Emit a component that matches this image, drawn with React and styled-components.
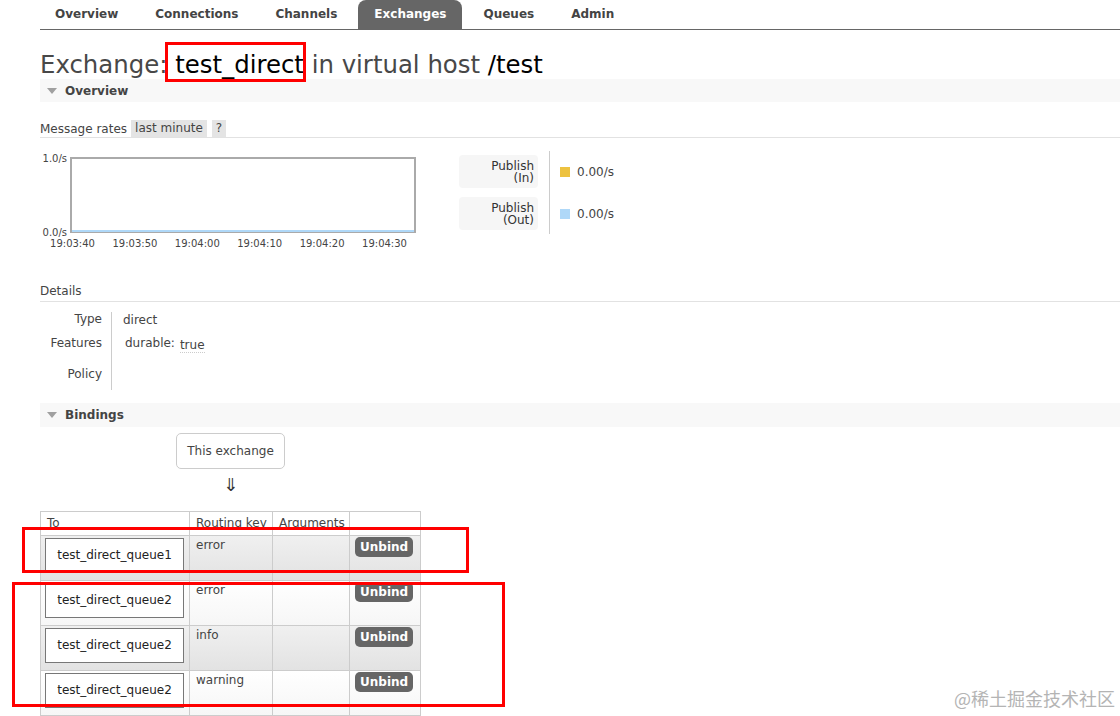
import React from 'react';
import styled, { createGlobalStyle } from 'styled-components';

const GlobalStyle = createGlobalStyle`
  html, body {
    margin: 0;
    padding: 0;
    background: #fff;
    overflow: hidden;
  }
  body {
    font-family: "DejaVu Sans", Verdana, sans-serif;
    font-size: 12px;
    color: #444;
  }
`;

const Page = styled.div`
  position: relative;
  width: 1120px;
  height: 716px;
  padding-left: 40px;
  box-sizing: border-box;
  overflow: hidden;
`;

const Nav = styled.ul`
  display: flex;
  list-style: none;
  margin: 0;
  padding: 0;
  height: 29px;
  border-bottom: 1px solid #666;
`;

const Tab = styled.li`
  padding: 0 16px;
  margin-right: 5px;
  line-height: 29px;
  font-weight: bold;
  color: ${p => (p.$active ? '#fff' : '#444')};
  background: ${p => (p.$active ? '#666' : 'transparent')};
  border-radius: 8px 8px 0 0;
  &:first-child {
    padding-left: 15px;
  }
`;

const Title = styled.h1`
  margin: 20px 0 0;
  height: 29px;
  font-size: 24.4px;
  font-weight: normal;
  line-height: 29px;
  color: #484848;
  white-space: nowrap;
`;

const Dark = styled.span`
  color: #000;
`;

const SectionHeader = styled.div`
  display: flex;
  align-items: center;
  gap: 8px;
  height: ${p => p.$h || 23}px;
  margin-top: ${p => p.$mt || 0}px;
  padding-left: 7px;
  background: #f8f8f8;
  font-weight: bold;
  color: #444;
`;

const Caret = styled.span`
  width: 0;
  height: 0;
  border-left: 5px solid transparent;
  border-right: 5px solid transparent;
  border-top: 6px solid #a0a0a0;
`;

const RatesBar = styled.div`
  display: flex;
  align-items: center;
  height: 17px;
  margin-top: 18px;
  border-bottom: 1px solid #e2e2e2;
`;

const Pill = styled.span`
  margin-left: ${p => p.$gap}px;
  padding: 0 4px;
  line-height: 17px;
  background: #e4e4e4;
`;

const ChartRow = styled.div`
  display: flex;
  align-items: flex-start;
  margin-top: 12px;
`;

const Legend = styled.div`
  display: flex;
  margin-left: 39px;
  margin-top: 1px;
`;

const LegendLabels = styled.div`
  display: flex;
  flex-direction: column;
  gap: 9px;
  padding: 4px 11px 4px 0;
`;

const LegendLabel = styled.div`
  width: 79px;
  height: 33px;
  box-sizing: border-box;
  padding-right: 4px;
  display: flex;
  flex-direction: column;
  justify-content: center;
  text-align: right;
  line-height: 12px;
  color: #333;
  background: #f6f6f6;
  border-radius: 4px;
`;

const LegendValues = styled.div`
  display: flex;
  flex-direction: column;
  gap: 9px;
  padding: 4px 0 4px 10px;
  border-left: 1px solid #ccc;
`;

const LegendValue = styled.div`
  display: flex;
  align-items: center;
  gap: 7px;
  height: 33px;
`;

const Swatch = styled.span`
  width: 10px;
  height: 10px;
  background: ${p => p.$color};
`;

const SubHeading = styled.div`
  margin-top: 34px;
  padding-bottom: 2px;
  line-height: 15px;
  border-bottom: 1px solid #e2e2e2;
`;

const Facts = styled.div`
  display: grid;
  grid-template-columns: 72px auto;
  grid-template-rows: 24px 31px 23px;
  margin-top: 10px;
  line-height: 15px;
`;

const FactLabel = styled.div`
  padding-right: 9px;
  text-align: right;
  border-right: 1px solid #ccc;
`;

const FactValue = styled.div`
  padding: ${p => p.$top || 0}px 0 0 ${p => p.$left || 11}px;
`;

const Tag = styled.span`
  margin-left: 5px;
  position: relative;
  top: 2px;
  border-bottom: 1px dotted #ccc;
`;

const ExchangeBox = styled.div`
  width: 109px;
  height: 36px;
  box-sizing: border-box;
  margin: 6px 0 0 136px;
  display: flex;
  align-items: center;
  justify-content: center;
  border: 1px solid #ccc;
  border-radius: 5px;
`;

const Arrow = styled.div`
  width: 109px;
  height: 42px;
  margin-left: 136px;
  text-align: center;
  font-size: 18px;
  line-height: 32px;
  color: #333;
`;

const List = styled.table`
  width: 381px;
  table-layout: fixed;
  border-collapse: collapse;
`;

const Th = styled.th`
  height: 24px;
  padding: 4px 0 0 6px;
  box-sizing: border-box;
  text-align: left;
  vertical-align: top;
  white-space: nowrap;
  overflow: hidden;
  font-weight: normal;
  border: 1px solid #ccc;
  background: #fff;
`;

const Row = styled.tr`
  background: ${p =>
    p.$alt
      ? 'linear-gradient(to bottom, #f0f0f0, #e2e2e2)'
      : 'linear-gradient(to bottom, #ffffff, #f6f6f6)'};
`;

const Td = styled.td`
  height: 45px;
  box-sizing: border-box;
  padding: ${p => p.$pad || '2px 6px'};
  vertical-align: top;
  line-height: 15px;
  border: 1px solid #ccc;
`;

const QueueBox = styled.div`
  width: 139px;
  height: 35px;
  box-sizing: border-box;
  display: flex;
  align-items: center;
  justify-content: center;
  background: #fff;
  border: 1px solid #777;
  color: #222;
`;

const Unbind = styled.button`
  height: 20px;
  padding: 0 5px;
  border: 0;
  border-radius: 5px;
  background: #666;
  color: #fff;
  font-family: inherit;
  font-size: 12px;
  font-weight: bold;
`;

const Mark = styled.div`
  position: absolute;
  left: ${p => p.$x}px;
  top: ${p => p.$y}px;
  width: ${p => p.$w}px;
  height: ${p => p.$h}px;
  box-sizing: border-box;
  border: 3px solid #f00;
  pointer-events: none;
`;

const Watermark = styled.div`
  position: absolute;
  right: 5px;
  top: 685px;
  font-family: "Noto Sans CJK SC", sans-serif;
  font-size: 18px;
  color: #b4b4b4;
`;

const tabs = ['Overview', 'Connections', 'Channels', 'Exchanges', 'Queues', 'Admin'];
const ticks = ['19:03:40', '19:03:50', '19:04:00', '19:04:10', '19:04:20', '19:04:30'];
const bindings = [
  { queue: 'test_direct_queue1', key: 'error' },
  { queue: 'test_direct_queue2', key: 'error' },
  { queue: 'test_direct_queue2', key: 'info' },
  { queue: 'test_direct_queue2', key: 'warning' }
];

const RateChart = () => (
  <svg width="380" height="100" viewBox="0 0 380 100">
    <rect x="31" y="8" width="344" height="74" fill="#fff" stroke="#aaa" strokeWidth="2" />
    <line x1="32" y1="81" x2="374" y2="81" stroke="#afd8f8" strokeWidth="2" />
    <g fontFamily="DejaVu Sans, sans-serif" fontSize="10" fill="#444">
      <text x="27" y="12" textAnchor="end">1.0/s</text>
      <text x="27" y="86" textAnchor="end">0.0/s</text>
      {ticks.map((t, i) => (
        <text key={t} x={32.5 + i * 62.4} y="97" textAnchor="middle">{t}</text>
      ))}
    </g>
  </svg>
);

const App = () => (
  <Page>
    <GlobalStyle />
    <Nav>
      {tabs.map(t => (
        <Tab key={t} $active={t === 'Exchanges'}>{t}</Tab>
      ))}
    </Nav>

    <Title>
      Exchange: <Dark>test_direct</Dark> in virtual host <Dark>/test</Dark>
    </Title>

    <SectionHeader>
      <Caret />
      Overview
    </SectionHeader>

    <RatesBar>
      Message rates
      <Pill $gap={4}>last minute</Pill>
      <Pill $gap={5}>?</Pill>
    </RatesBar>

    <ChartRow>
      <RateChart />
      <Legend>
        <LegendLabels>
          <LegendLabel><span>Publish</span><span>(In)</span></LegendLabel>
          <LegendLabel><span>Publish</span><span>(Out)</span></LegendLabel>
        </LegendLabels>
        <LegendValues>
          <LegendValue><Swatch $color="#edc240" />0.00/s</LegendValue>
          <LegendValue><Swatch $color="#afd8f8" />0.00/s</LegendValue>
        </LegendValues>
      </Legend>
    </ChartRow>

    <SubHeading>Details</SubHeading>
    <Facts>
      <FactLabel>Type</FactLabel>
      <FactValue $top={1}>direct</FactValue>
      <FactLabel>Features</FactLabel>
      <FactValue $left={13}>durable:<Tag>true</Tag></FactValue>
      <FactLabel>Policy</FactLabel>
      <FactValue />
    </Facts>

    <SectionHeader $mt={13} $h={24}>
      <Caret />
      Bindings
    </SectionHeader>

    <ExchangeBox>This exchange</ExchangeBox>
    <Arrow>⇓</Arrow>

    <List>
      <colgroup>
        <col style={{ width: 149 }} />
        <col style={{ width: 83 }} />
        <col style={{ width: 77 }} />
        <col style={{ width: 71 }} />
      </colgroup>
      <thead>
        <tr>
          <Th>To</Th>
          <Th>Routing key</Th>
          <Th>Arguments</Th>
          <Th />
        </tr>
      </thead>
      <tbody>
        {bindings.map((b, i) => (
          <Row key={i} $alt={i % 2 === 0}>
            <Td $pad="2px 4px">
              <QueueBox>{b.queue}</QueueBox>
            </Td>
            <Td>{b.key}</Td>
            <Td />
            <Td $pad="1px 5px">
              <Unbind>Unbind</Unbind>
            </Td>
          </Row>
        ))}
      </tbody>
    </List>

    <Mark $x={165} $y={42} $w={141} $h={40} />
    <Mark $x={22} $y={527} $w={447} $h={46} />
    <Mark $x={12} $y={582} $w={493} $h={125} />
    <Watermark>@稀土掘金技术社区</Watermark>
  </Page>
);

export default App;
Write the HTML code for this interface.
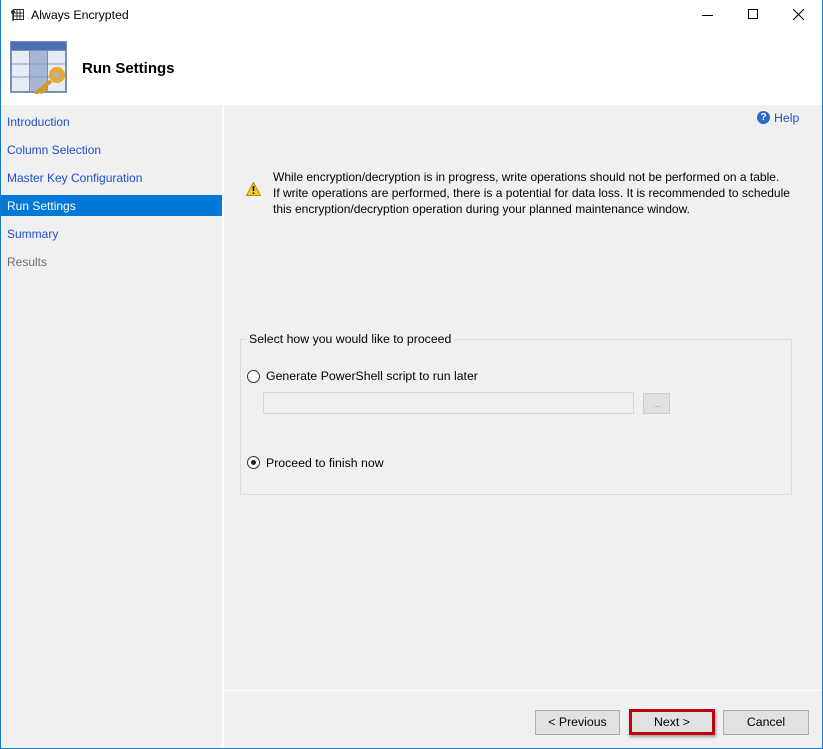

= = = =

■ **The request**
Tally up how many lines in the preceding listing contain the word "components". Give nothing but the number.

■ **The completed task**
2